In the end the all article really ends up showing is that the author decided to interpret it one way:  "He wants to claim to have taken the exceptional road, if not the spiritual high road; but he knows on some level that it’s a hollow boast." Although there are different interpretations as well:
"So the point of the poem is that everyone wants to look back and think that their choices matter. But in reality, s--t just happens the way that it happens, and it doesn’t matter."
In the end, both the author and Dead Poets Society are about equal in their defense of the humanities.

Friday, April 11, 2014

So much for open source, crowd source, and all other sources


The programming mistake that resulted in Heartbleed:
“I was working on improving OpenSSL and submitted numerous bug fixes and added new features…In one of the new features, unfortunately, I missed validating a variable containing a length.”
After he submitted the code, a reviewer “apparently also didn’t notice the missing validation,”  Seggelmann said, “so the error made its way from the development branch into the released version.”
Dr Seggelmann said the error he introduced was “quite trivial,” but acknowledged that its impact was “severe.”
The model relies on crowds except when crowds are sparse (oxymoron?) and quick reaction. This model applies to Wikipedia and financial markets as well. It relies even more strongly on so-called "self-correcting" mechanisms since crowds can also act like herds.

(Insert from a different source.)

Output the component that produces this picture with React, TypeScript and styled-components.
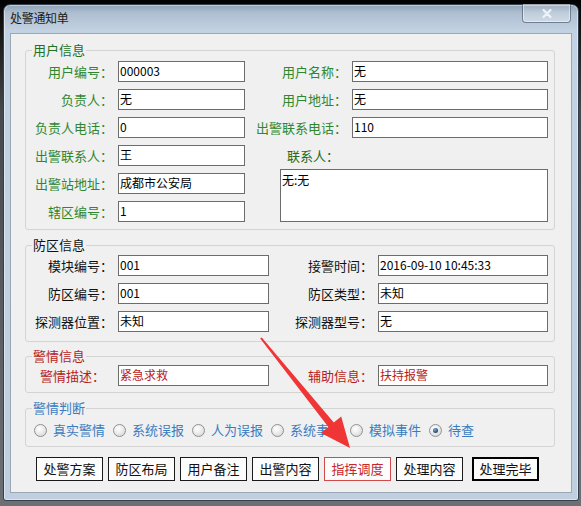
import React from "react";
import styled, { createGlobalStyle } from "styled-components";

const Global = createGlobalStyle`
  html, body { margin: 0; padding: 0; }
  body {
    width: 581px;
    height: 506px;
    overflow: hidden;
    background: linear-gradient(180deg, #020202 0px, #111 24px, #45484c 110px, #6c6f73 100%);
    font-family: "Noto Sans CJK SC", "Noto Sans", sans-serif;
  }
`;

const Stage = styled.div`
  position: relative;
  width: 581px;
  height: 506px;
  box-sizing: border-box;
  padding: 4px 0 0 3px;
`;

const Window = styled.div`
  width: 576px;
  height: 497px;
  box-sizing: border-box;
  border: 1px solid #34404e;
  border-radius: 7px 7px 3px 3px;
  background: linear-gradient(180deg, #8fa2b6 0px, #aebfd1 8px, #c3d2e2 26px, #c4d3e3 60px, #bfcfdf 100%);
  box-shadow: inset 0 0 0 1px rgba(255, 255, 255, 0.45);
  display: flex;
  flex-direction: column;
`;

const TitleBar = styled.div`
  height: 28px;
  display: flex;
  justify-content: space-between;
  align-items: flex-start;
  padding: 0 7px 0 6px;
`;

const Title = styled.div`
  margin-top: 5px;
  font-size: 12px;
  line-height: 16px;
  color: #1a1a1a;
  letter-spacing: -0.3px;
`;

const CloseBtn = styled.div`
  width: 49px;
  height: 19px;
  margin-top: -1px;
  box-sizing: border-box;
  border: 1px solid rgba(55, 70, 90, 0.6);
  border-top: none;
  border-radius: 0 0 4px 4px;
  background: linear-gradient(180deg, rgba(255, 255, 255, 0.12), rgba(255, 255, 255, 0.32));
  box-shadow: inset 0 0 0 1px rgba(255, 255, 255, 0.45);
  display: flex;
  align-items: center;
  justify-content: center;
`;

const Client = styled.div`
  margin: 0 6px 0 6px;
  height: 460px;
  box-sizing: border-box;
  border: 1px solid #9ba7b5;
  background: #f0f0f0;
  padding: 9px 16px 0 14px;
  display: flex;
  flex-direction: column;
`;

const Group = styled.fieldset<{ $mt: number; $pt: number; $pb: number }>`
  margin: ${(p) => p.$mt}px 0 0 0;
  padding: ${(p) => p.$pt}px 6px ${(p) => p.$pb}px 0;
  border: 1px solid #d4d4d4;
  border-radius: 3px;
  min-width: 0;
`;

const Legend = styled.legend<{ $color: string }>`
  margin-left: 6px;
  padding: 0 1px;
  font-size: 13px;
  line-height: 14px;
  color: ${(p) => p.$color};
`;

const FormGrid = styled.div<{ $cols: string }>`
  display: grid;
  grid-template-columns: ${(p) => p.$cols};
  grid-auto-rows: 21px;
  column-gap: 5px;
  row-gap: 7px;
`;

const Label = styled.div<{ $color: string; $pr?: number }>`
  text-align: right;
  font-size: 13px;
  line-height: 21px;
  white-space: nowrap;
  color: ${(p) => p.$color};
  padding-right: ${(p) => p.$pr ?? 0}px;
`;

const TextBox = styled.div<{ $color?: string }>`
  height: 21px;
  box-sizing: border-box;
  border: 1px solid #6c6c6c;
  background: #fff;
  font-size: 12px;
  line-height: 18px;
  padding: 0 1px;
  color: ${(p) => p.$color ?? "#000"};
  white-space: pre;
  overflow: hidden;
`;

const MemoBox = styled.div`
  grid-column: 3 / 5;
  grid-row: 5 / 7;
  margin: -4px 0 0 30px;
  box-sizing: border-box;
  border: 1px solid #6c6c6c;
  background: #fff;
  font-size: 12px;
  line-height: 18px;
  padding: 1px 1px;
`;

const RadioRow = styled.div`
  display: flex;
  align-items: center;
  height: 20px;
  padding-left: 8px;
  gap: 8px;
`;

const RadioItem = styled.div`
  display: flex;
  align-items: center;
  gap: 6px;
  font-size: 13px;
  line-height: 20px;
  color: #3a7cc0;
  white-space: nowrap;
`;

const RadioDot = styled.span<{ $checked?: boolean }>`
  width: 13px;
  height: 13px;
  box-sizing: border-box;
  border-radius: 50%;
  border: 1px solid #8f9193;
  background: radial-gradient(circle at 40% 35%, #ffffff 0%, #eeeeee 40%, #cfd0d1 100%);
  display: flex;
  align-items: center;
  justify-content: center;
  &::after {
    content: "";
    display: ${(p) => (p.$checked ? "block" : "none")};
    width: 5px;
    height: 5px;
    border-radius: 50%;
    background: radial-gradient(circle at 40% 35%, #7fb0d8 0%, #2d5a82 55%, #12324f 100%);
  }
`;

const ButtonRow = styled.div`
  display: flex;
  gap: 5px;
  margin-top: 10px;
  padding-left: 11px;
`;

const Btn = styled.button<{ $variant?: "alert" | "primary" }>`
  width: 67px;
  height: 24px;
  box-sizing: border-box;
  padding: 0;
  background: #fcfcfc;
  font-family: "Noto Sans CJK SC", sans-serif;
  font-size: 13px;
  line-height: 20px;
  color: ${(p) => (p.$variant === "alert" ? "#c7262a" : "#111")};
  border: ${(p) =>
    p.$variant === "alert"
      ? "1px solid #d24a4a"
      : p.$variant === "primary"
      ? "2px solid #000"
      : "1px solid #1a1a1a"};
  margin-left: ${(p) => (p.$variant === "primary" ? "4px" : "0")};
`;

const ArrowLayer = styled.svg`
  position: absolute;
  left: 0;
  top: 0;
  width: 581px;
  height: 506px;
  pointer-events: none;
`;

const GREEN = "#2f872f";
const BLACK = "#111";
const RED = "#b81c20";
const BLUE = "#3a7cc0";

const radios = [
  { t: "真实警情" },
  { t: "系统误报" },
  { t: "人为误报" },
  { t: "系统事件" },
  { t: "模拟事件" },
  { t: "待查", checked: true },
];

const buttons: { t: string; v?: "alert" | "primary" }[] = [
  { t: "处警方案" },
  { t: "防区布局" },
  { t: "用户备注" },
  { t: "出警内容" },
  { t: "指挥调度", v: "alert" },
  { t: "处理内容" },
  { t: "处理完毕", v: "primary" },
];

export default function App() {
  return (
    <>
      <Global />
      <Stage>
        <Window>
          <TitleBar>
            <Title>处警通知单</Title>
            <CloseBtn>
              <svg width="10" height="9" viewBox="0 0 10 9">
                <path d="M1.5 1 L8.5 8 M8.5 1 L1.5 8" stroke="#eef3f8" strokeWidth="2.2" strokeLinecap="round" />
              </svg>
            </CloseBtn>
          </TitleBar>
          <Client>
            <Group $mt={0} $pt={4} $pb={7}>
              <Legend $color="#237023">用户信息</Legend>
              <FormGrid $cols="87px 127px 97px 196px">
                <Label $color={GREEN}>用户编号：</Label>
                <TextBox>000003</TextBox>
                <Label $color={GREEN}>用户名称：</Label>
                <TextBox>无</TextBox>

                <Label $color={GREEN}>负责人：</Label>
                <TextBox>无</TextBox>
                <Label $color={GREEN}>用户地址：</Label>
                <TextBox>无</TextBox>

                <Label $color={GREEN}>负责人电话：</Label>
                <TextBox>0</TextBox>
                <Label $color={GREEN}>出警联系电话：</Label>
                <TextBox>110</TextBox>

                <Label $color={GREEN}>出警联系人：</Label>
                <TextBox>王</TextBox>
                <Label $color="#236b23" $pr={8}>联系人：</Label>
                <div />

                <Label $color={GREEN}>出警站地址：</Label>
                <TextBox>成都市公安局</TextBox>
                <MemoBox>无:无</MemoBox>

                <Label $color={GREEN}>辖区编号：</Label>
                <TextBox>1</TextBox>
              </FormGrid>
            </Group>

            <Group $mt={8} $pt={3} $pb={9}>
              <Legend $color={BLACK}>防区信息</Legend>
              <FormGrid $cols="87px 151px 99px 170px">
                <Label $color={BLACK}>模块编号：</Label>
                <TextBox>001</TextBox>
                <Label $color={BLACK}>接警时间：</Label>
                <TextBox>2016-09-10 10:45:33</TextBox>

                <Label $color={BLACK}>防区编号：</Label>
                <TextBox>001</TextBox>
                <Label $color={BLACK}>防区类型：</Label>
                <TextBox>未知</TextBox>

                <Label $color={BLACK}>探测器位置：</Label>
                <TextBox>未知</TextBox>
                <Label $color={BLACK}>探测器型号：</Label>
                <TextBox>无</TextBox>
              </FormGrid>
            </Group>

            <Group $mt={7} $pt={2} $pb={6}>
              <Legend $color={RED}>警情信息</Legend>
              <FormGrid $cols="87px 151px 99px 170px">
                <Label $color={RED} $pr={8}>警情描述：</Label>
                <TextBox $color={RED}>紧急求救</TextBox>
                <Label $color={RED}>辅助信息：</Label>
                <TextBox $color={RED}>扶持报警</TextBox>
              </FormGrid>
            </Group>

            <Group $mt={8} $pt={5} $pb={6}>
              <Legend $color={BLUE}>警情判断</Legend>
              <RadioRow>
                {radios.map((r) => (
                  <RadioItem key={r.t}>
                    <RadioDot $checked={r.checked} />
                    {r.t}
                  </RadioItem>
                ))}
              </RadioRow>
            </Group>

            <ButtonRow>
              {buttons.map((b) => (
                <Btn key={b.t} $variant={b.v}>
                  {b.t}
                </Btn>
              ))}
            </ButtonRow>
          </Client>
        </Window>
        <ArrowLayer viewBox="0 0 581 506">
          <polygon
            points="260.2,338.6 328.4,426.9 321.0,432.9 350,448 341.2,416.5 333.8,422.5 261.8,337.4"
            fill="#ef3535"
          />
        </ArrowLayer>
      </Stage>
    </>
  );
}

Apparently, mistakes such as Seggelmann’s aren’t rare. Programmers on Reddit sympathized with him and swapped stories of their own coding errors.
“Really, the only reason that most of us haven’t caused such a massive f—up is that we’ve never been given the opportunity,” one wrote.
So if errors like these are easy to make and have potentially disastrous consequences, why isn’t something being done?
“It would be better if more people helped improving [OpenSSL],” Seggelmann told Mashable via e-mail. “The more people look at it, the less likely errors like this occur.”

Apparently not a conspiracy either:

Seggelmann, who lives in Münster, Germany, told the Herald he didn’t insert the error on purpose, as some conspiracy theorists have suggested.
“It was a simple programming error in a new feature, which unfortunately occurred in a security relevant area,” he said. ”It was not intended at all, especially since I have previously fixed OpenSSL bugs myself, and was trying to contribute to the project.”

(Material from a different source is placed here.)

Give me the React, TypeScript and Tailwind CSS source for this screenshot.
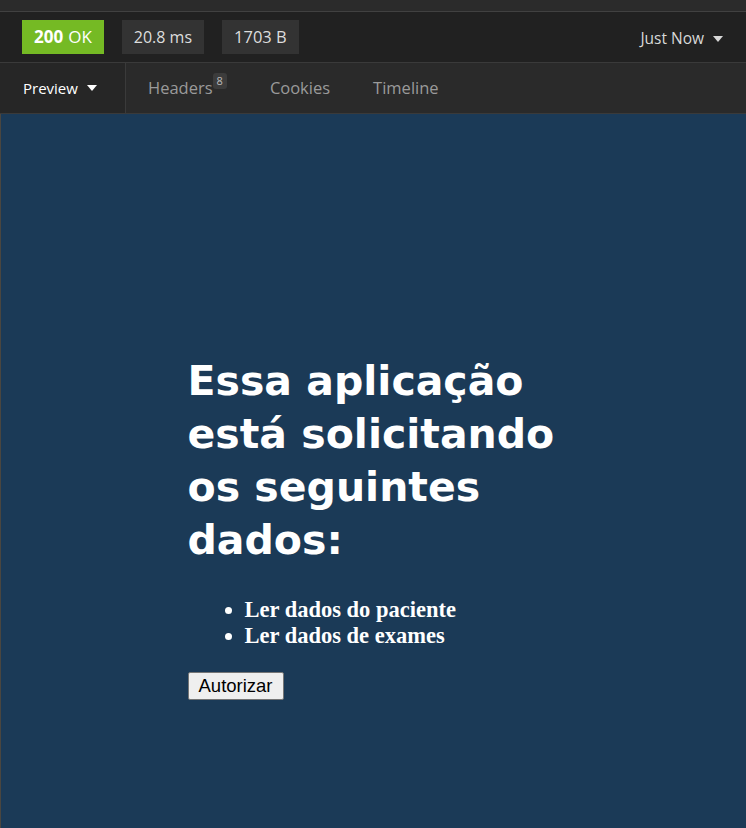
const ui = { fontFamily: '"Open Sans", "Noto Sans", sans-serif' };

function Caret() {
  return (
    <svg width="10" height="6" viewBox="0 0 10 6" className="ml-[9px]">
      <path d="M0 0 L10 0 L5 6 Z" fill="currentColor" />
    </svg>
  );
}

export default function App() {
  return (
    <div className="w-[746px] h-[828px] flex flex-col bg-[#2a2a2a]" style={ui}>
      <div className="h-[12px] bg-[#2b2b2b] border-b border-[#414141]" />

      {/* status bar */}
      <div className="h-[51px] flex items-center bg-[#212121] border-b border-[#3a3a3a] px-[22px]">
        <div className="h-[34px] px-[12px] flex items-center bg-[#75ba24] text-white text-[17px]">
          <span className="font-bold">200</span>
          <span className="ml-[5px]">OK</span>
        </div>
        <div className="h-[34px] ml-[18px] px-[12px] flex items-center bg-[#333333] text-[#dddddd] text-[16px]">
          20.8 ms
        </div>
        <div className="h-[34px] ml-[18px] px-[12px] flex items-center bg-[#333333] text-[#dddddd] text-[16.5px]">
          1703 B
        </div>
        <div className="ml-auto mt-[4px] flex items-center text-[#d8d8d8] text-[15.5px] pr-[1px]">
          Just Now
          <Caret />
        </div>
      </div>

      {/* tabs */}
      <div className="h-[51px] flex items-stretch bg-[#2a2a2a] border-b border-[#3a3a3a]">
        <div className="w-[126px] flex items-center pl-[23px] bg-[#262626] border-r border-[#3a3a3a] text-white text-[15px]">
          Preview
          <Caret />
        </div>
        <div className="flex items-center pl-[22px] text-[#9a9a9a] text-[16.5px]">
          <span>Headers</span>
          <span className="self-start mt-[10px] h-[16px] px-[4px] rounded-[3px] bg-[#3c3c3c] text-[#bbbbbb] text-[11px] leading-[16px]">
            8
          </span>
          <span className="ml-[43px]">Cookies</span>
          <span className="ml-[43px]">Timeline</span>
        </div>
      </div>

      {/* preview */}
      <div className="flex-1 bg-[#1b3a57] border-l border-[#4a4640] flex justify-center">
        <div className="w-[372px] pt-[241px]">
          <h1
            className="text-white font-bold text-[41px] leading-[53px]"
            style={{ fontFamily: '"DejaVu Sans", Verdana, sans-serif' }}
          >
            Essa aplicação está solicitando os seguintes dados:
          </h1>
          <ul
            className="list-disc pl-[57px] mt-[30px] text-white font-bold text-[22.5px] leading-[26px]"
            style={{ fontFamily: '"Liberation Serif", "Times New Roman", serif' }}
          >
            <li>Ler dados do paciente</li>
            <li>Ler dados de exames</li>
          </ul>
          <button
            className="mt-[23px] h-[28px] px-[10px] bg-[#efefef] border border-[#767676] rounded-[2px] text-black text-[18.5px] leading-[24px]"
            style={{ fontFamily: '"Liberation Sans", Arial, sans-serif' }}
          >
            Autorizar
          </button>
        </div>
      </div>
    </div>
  );
}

But what if some agency hypnotized him to make the mistake? Conspiracies can never die - they just take on a different form.

Huh?

Headline in WaPo:

Harvard journal says “Gospel of Jesus’s Wife” is ancient, not a modern forgery

So does this mean it's an ancient forgery?

Friday, January 31, 2014

Guess the missing word

Woolley believes this is because the iPod material made______ more effective teachers. They had professional videos illustrating their lessons, and language support. “You’re not substituting the technology for face to face conversations,” he said. “You’re using technology as an adjunct, to better make a point.” Woolley felt that the technology, instead of distracting _______, inspired them. “It gave them more enthusiasm,” he said, “because it had more success and they were having more fun.”
The word is: missionaries.

Or perhaps more aptly, this is what colleges and MOOCs can learn from the the CoLDS.